**WHAT THE TASK REQUIRES**
Give back the full listing, character for character, with no pictures.
==== SOURCE MATERIAL
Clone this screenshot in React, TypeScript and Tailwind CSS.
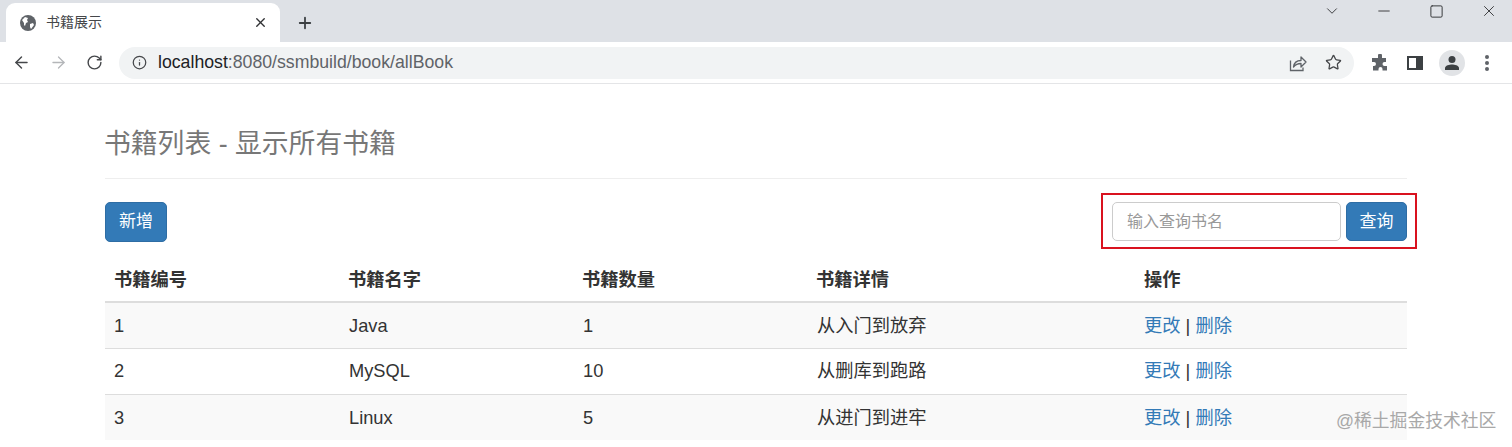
import React from 'react';
import { ArrowLeft, ArrowRight, ChevronDown, Info, Minus, Plus, RotateCw, Square, Star, X } from 'lucide-react';

const FONT = '"Liberation Sans", "Noto Sans CJK SC", sans-serif';

const books = [
    { id: 1, name: 'Java', count: 1, detail: '从入门到放弃' },
    { id: 2, name: 'MySQL', count: 10, detail: '从删库到跑路' },
    { id: 3, name: 'Linux', count: 5, detail: '从进门到进牢' },
];

const GlobeIcon = () => (
    <svg width="16" height="16" viewBox="0 0 16 16" className="shrink-0">
        <circle cx="8" cy="8" r="8" fill="#5f6368" />
        <path d="M2 5l3-3 3 1-1 2 1 2-2 1-1 3-1-1V8zM10 9l3-1 1 2-3 4-1-2z" fill="#fff" />
    </svg>
);

const ShareIcon = () => (
    <svg width="18" height="18" viewBox="0 0 18 18" fill="none" stroke="#5f6368" strokeWidth="1.3">
        <path d="M1.500 6.500v10h12.500v-3" />
        <path d="M4.500 13c.5-4 3.500-6.500 7.500-6.500V3l5 5-5 5V9.500c-3 0-5.500 1-7.500 3.500z" strokeLinejoin="round" />
    </svg>
);

const PuzzleIcon = () => (
    <svg width="18" height="18" viewBox="0 0 18 18">
        <path d="M7 1.500a2 2 0 0 1 4 0V4h4v4h-1.500a2 2 0 0 0 0 4H16v4.500H11.500V15a2 2 0 0 0-4 0v1.500H2V12h1a2 2 0 0 0 0-4H1V4h6z" fill="#5f6368" />
    </svg>
);

const SidePanelIcon = () => (
    <svg width="16" height="16" viewBox="0 0 16 16">
        <path d="M0 1h16v14H0z M2 3v10h7V3z" fill="#3c4043" fillRule="evenodd" />
    </svg>
);

const AvatarIcon = () => (
    <div className="w-[26px] h-[26px] rounded-full bg-[#e1e3e6] flex items-center justify-center">
        <svg width="16" height="16" viewBox="0 0 16 16">
            <circle cx="8" cy="4.500" r="3.500" fill="#3c4043" />
            <path d="M1 15v-2c0-2.500 4.500-3.600 7-3.600s7 1.100 7 3.600v2z" fill="#3c4043" />
        </svg>
    </div>
);

const BrowserChrome = () => (
    <div>
        <div className="h-[42px] bg-[#dee1e6] flex items-end pl-[6px] relative">
            <div className="w-[274px] h-[39px] bg-white rounded-t-[9px] flex items-center pl-[14px] pr-[12px]">
                <GlobeIcon />
                <span className="ml-[10px] text-[14px] text-[#45474a] flex-1">书籍展示</span>
                <X size={15} strokeWidth={2.2} className="text-[#303134]" />
            </div>
            <div className="ml-[16px] mb-[10px] text-[#3c4043]">
                <Plus size={18} strokeWidth={2.4} />
            </div>
            <div className="absolute top-[2px] right-[14px] flex items-center gap-[34px] text-[#2f3032]">
                <ChevronDown size={18} strokeWidth={1.2} />
                <Minus size={18} strokeWidth={1.2} />
                <Square size={15} strokeWidth={1.5} className="mx-[2px]" />
                <X size={18} strokeWidth={1.2} />
            </div>
        </div>
        <div className="h-[42px] bg-white border-b border-[#e4e5e7] flex items-center">
            <div className="flex items-center pl-[12px] gap-[18px]">
                <ArrowLeft size={19} strokeWidth={1.8} className="text-[#45474a]" />
                <ArrowRight size={19} strokeWidth={1.6} className="text-[#b4b6b9]" />
                <RotateCw size={17} strokeWidth={2} className="text-[#45474a]" />
            </div>
            <div className="ml-[16px] w-[1235px] h-[32px] rounded-full bg-[#f1f3f4] flex items-center pl-[13px] pr-[12px]">
                <Info size={15} strokeWidth={2} className="text-[#45474a]" />
                <span className="ml-[11px] text-[17.7px] text-[#5f6368] flex-1">
                    <span className="text-[#202124]">localhost</span>:8080/ssmbuild/book/allBook
                </span>
                <ShareIcon />
                <Star size={17} strokeWidth={1.8} className="ml-[18px] text-[#45474a]" />
            </div>
            <div className="ml-[17px] flex items-center">
                <PuzzleIcon />
                <div className="ml-[18px]"><SidePanelIcon /></div>
                <div className="ml-[16px]"><AvatarIcon /></div>
                <div className="ml-[20px] flex flex-col gap-[2px]">
                    <div className="w-[4px] h-[4px] rounded-full bg-[#5f6368]" />
                    <div className="w-[4px] h-[4px] rounded-full bg-[#5f6368]" />
                    <div className="w-[4px] h-[4px] rounded-full bg-[#5f6368]" />
                </div>
            </div>
        </div>
    </div>
);

const App: React.FC = () => {
    return (
        <div className="relative h-[447px] overflow-hidden bg-white text-[18.25px] text-[#333]" style={{ fontFamily: FONT }}>
            <BrowserChrome />

            <div className="w-[1302px] ml-[105px]">
                <div className="h-[95px] border-b border-[#eee] pt-[43px]">
                    <h3 className="text-[26.8px] leading-[34px] -ml-px text-[#777]">书籍列表 - 显示所有书籍</h3>
                </div>

                <div className="flex justify-between items-start mt-[23px]">
                    <button className="w-[62px] h-[40px] rounded-[5px] bg-[#337ab7] border border-[#2e6da4] text-white text-[17px]">新增</button>
                    <div className="flex gap-[5px]">
                        <input
                            placeholder="输入查询书名"
                            className="w-[229px] h-[39px] px-[14px] rounded-[5px] border border-[#ccc] text-[16px] placeholder:text-[#999] outline-none"
                        />
                        <button className="w-[61px] h-[39px] rounded-[5px] bg-[#337ab7] border border-[#2e6da4] text-white text-[17px]">查询</button>
                    </div>
                </div>

                <table className="w-full table-fixed mt-[17px] border-collapse">
                    <thead>
                        <tr className="h-[43px] border-b-2 border-[#ddd] text-left">
                            <th className="w-[234px] px-[9px] font-bold">书籍编号</th>
                            <th className="w-[234px] px-[9px] font-bold">书籍名字</th>
                            <th className="w-[234px] px-[9px] font-bold">书籍数量</th>
                            <th className="w-[327px] px-[9px] font-bold">书籍详情</th>
                            <th className="px-[10px] font-bold">操作</th>
                        </tr>
                    </thead>
                    <tbody>
                        {books.map((b, i) => (
                            <tr key={b.id} className={`h-[46px] border-b border-[#ddd] last:border-b-0 ${i % 2 === 0 ? 'bg-[#f9f9f9]' : 'bg-white'}`}>
                                <td className="px-[9px]">{b.id}</td>
                                <td className="px-[10px]">{b.name}</td>
                                <td className="px-[10px]">{b.count}</td>
                                <td className="px-[10px]">{b.detail}</td>
                                <td className="px-[10px]">
                                    <a className="text-[#337ab7]">更改</a> | <a className="text-[#337ab7]">删除</a>
                                </td>
                            </tr>
                        ))}
                    </tbody>
                </table>
            </div>

            {/* red annotation box and watermark sit on top of the page */}
            <div className="absolute left-[1101px] top-[193px] w-[316px] h-[56px] border-2 border-[#d9121f] pointer-events-none" />
            <div className="absolute left-[1336px] top-[409px] text-[17.8px] leading-[24px] text-[#a8a8a8]">@稀土掘金技术社区</div>
        </div>
    );
};

export default App;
========
**FULL ANSWER**
Clone this screenshot in React, TypeScript and Tailwind CSS.
import React from 'react';
import { ArrowLeft, ArrowRight, ChevronDown, Info, Minus, Plus, RotateCw, Square, Star, X } from 'lucide-react';

const FONT = '"Liberation Sans", "Noto Sans CJK SC", sans-serif';

const books = [
    { id: 1, name: 'Java', count: 1, detail: '从入门到放弃' },
    { id: 2, name: 'MySQL', count: 10, detail: '从删库到跑路' },
    { id: 3, name: 'Linux', count: 5, detail: '从进门到进牢' },
];

const GlobeIcon = () => (
    <svg width="16" height="16" viewBox="0 0 16 16" className="shrink-0">
        <circle cx="8" cy="8" r="8" fill="#5f6368" />
        <path d="M2 5l3-3 3 1-1 2 1 2-2 1-1 3-1-1V8zM10 9l3-1 1 2-3 4-1-2z" fill="#fff" />
    </svg>
);

const ShareIcon = () => (
    <svg width="18" height="18" viewBox="0 0 18 18" fill="none" stroke="#5f6368" strokeWidth="1.3">
        <path d="M1.500 6.500v10h12.500v-3" />
        <path d="M4.500 13c.5-4 3.500-6.500 7.500-6.500V3l5 5-5 5V9.500c-3 0-5.500 1-7.500 3.500z" strokeLinejoin="round" />
    </svg>
);

const PuzzleIcon = () => (
    <svg width="18" height="18" viewBox="0 0 18 18">
        <path d="M7 1.500a2 2 0 0 1 4 0V4h4v4h-1.500a2 2 0 0 0 0 4H16v4.500H11.500V15a2 2 0 0 0-4 0v1.500H2V12h1a2 2 0 0 0 0-4H1V4h6z" fill="#5f6368" />
    </svg>
);

const SidePanelIcon = () => (
    <svg width="16" height="16" viewBox="0 0 16 16">
        <path d="M0 1h16v14H0z M2 3v10h7V3z" fill="#3c4043" fillRule="evenodd" />
    </svg>
);

const AvatarIcon = () => (
    <div className="w-[26px] h-[26px] rounded-full bg-[#e1e3e6] flex items-center justify-center">
        <svg width="16" height="16" viewBox="0 0 16 16">
            <circle cx="8" cy="4.500" r="3.500" fill="#3c4043" />
            <path d="M1 15v-2c0-2.500 4.500-3.600 7-3.600s7 1.100 7 3.600v2z" fill="#3c4043" />
        </svg>
    </div>
);

const BrowserChrome = () => (
    <div>
        <div className="h-[42px] bg-[#dee1e6] flex items-end pl-[6px] relative">
            <div className="w-[274px] h-[39px] bg-white rounded-t-[9px] flex items-center pl-[14px] pr-[12px]">
                <GlobeIcon />
                <span className="ml-[10px] text-[14px] text-[#45474a] flex-1">书籍展示</span>
                <X size={15} strokeWidth={2.2} className="text-[#303134]" />
            </div>
            <div className="ml-[16px] mb-[10px] text-[#3c4043]">
                <Plus size={18} strokeWidth={2.4} />
            </div>
            <div className="absolute top-[2px] right-[14px] flex items-center gap-[34px] text-[#2f3032]">
                <ChevronDown size={18} strokeWidth={1.2} />
                <Minus size={18} strokeWidth={1.2} />
                <Square size={15} strokeWidth={1.5} className="mx-[2px]" />
                <X size={18} strokeWidth={1.2} />
            </div>
        </div>
        <div className="h-[42px] bg-white border-b border-[#e4e5e7] flex items-center">
            <div className="flex items-center pl-[12px] gap-[18px]">
                <ArrowLeft size={19} strokeWidth={1.8} className="text-[#45474a]" />
                <ArrowRight size={19} strokeWidth={1.6} className="text-[#b4b6b9]" />
                <RotateCw size={17} strokeWidth={2} className="text-[#45474a]" />
            </div>
            <div className="ml-[16px] w-[1235px] h-[32px] rounded-full bg-[#f1f3f4] flex items-center pl-[13px] pr-[12px]">
                <Info size={15} strokeWidth={2} className="text-[#45474a]" />
                <span className="ml-[11px] text-[17.7px] text-[#5f6368] flex-1">
                    <span className="text-[#202124]">localhost</span>:8080/ssmbuild/book/allBook
                </span>
                <ShareIcon />
                <Star size={17} strokeWidth={1.8} className="ml-[18px] text-[#45474a]" />
            </div>
            <div className="ml-[17px] flex items-center">
                <PuzzleIcon />
                <div className="ml-[18px]"><SidePanelIcon /></div>
                <div className="ml-[16px]"><AvatarIcon /></div>
                <div className="ml-[20px] flex flex-col gap-[2px]">
                    <div className="w-[4px] h-[4px] rounded-full bg-[#5f6368]" />
                    <div className="w-[4px] h-[4px] rounded-full bg-[#5f6368]" />
                    <div className="w-[4px] h-[4px] rounded-full bg-[#5f6368]" />
                </div>
            </div>
        </div>
    </div>
);

const App: React.FC = () => {
    return (
        <div className="relative h-[447px] overflow-hidden bg-white text-[18.25px] text-[#333]" style={{ fontFamily: FONT }}>
            <BrowserChrome />

            <div className="w-[1302px] ml-[105px]">
                <div className="h-[95px] border-b border-[#eee] pt-[43px]">
                    <h3 className="text-[26.8px] leading-[34px] -ml-px text-[#777]">书籍列表 - 显示所有书籍</h3>
                </div>

                <div className="flex justify-between items-start mt-[23px]">
                    <button className="w-[62px] h-[40px] rounded-[5px] bg-[#337ab7] border border-[#2e6da4] text-white text-[17px]">新增</button>
                    <div className="flex gap-[5px]">
                        <input
                            placeholder="输入查询书名"
                            className="w-[229px] h-[39px] px-[14px] rounded-[5px] border border-[#ccc] text-[16px] placeholder:text-[#999] outline-none"
                        />
                        <button className="w-[61px] h-[39px] rounded-[5px] bg-[#337ab7] border border-[#2e6da4] text-white text-[17px]">查询</button>
                    </div>
                </div>

                <table className="w-full table-fixed mt-[17px] border-collapse">
                    <thead>
                        <tr className="h-[43px] border-b-2 border-[#ddd] text-left">
                            <th className="w-[234px] px-[9px] font-bold">书籍编号</th>
                            <th className="w-[234px] px-[9px] font-bold">书籍名字</th>
                            <th className="w-[234px] px-[9px] font-bold">书籍数量</th>
                            <th className="w-[327px] px-[9px] font-bold">书籍详情</th>
                            <th className="px-[10px] font-bold">操作</th>
                        </tr>
                    </thead>
                    <tbody>
                        {books.map((b, i) => (
                            <tr key={b.id} className={`h-[46px] border-b border-[#ddd] last:border-b-0 ${i % 2 === 0 ? 'bg-[#f9f9f9]' : 'bg-white'}`}>
                                <td className="px-[9px]">{b.id}</td>
                                <td className="px-[10px]">{b.name}</td>
                                <td className="px-[10px]">{b.count}</td>
                                <td className="px-[10px]">{b.detail}</td>
                                <td className="px-[10px]">
                                    <a className="text-[#337ab7]">更改</a> | <a className="text-[#337ab7]">删除</a>
                                </td>
                            </tr>
                        ))}
                    </tbody>
                </table>
            </div>

            {/* red annotation box and watermark sit on top of the page */}
            <div className="absolute left-[1101px] top-[193px] w-[316px] h-[56px] border-2 border-[#d9121f] pointer-events-none" />
            <div className="absolute left-[1336px] top-[409px] text-[17.8px] leading-[24px] text-[#a8a8a8]">@稀土掘金技术社区</div>
        </div>
    );
};

export default App;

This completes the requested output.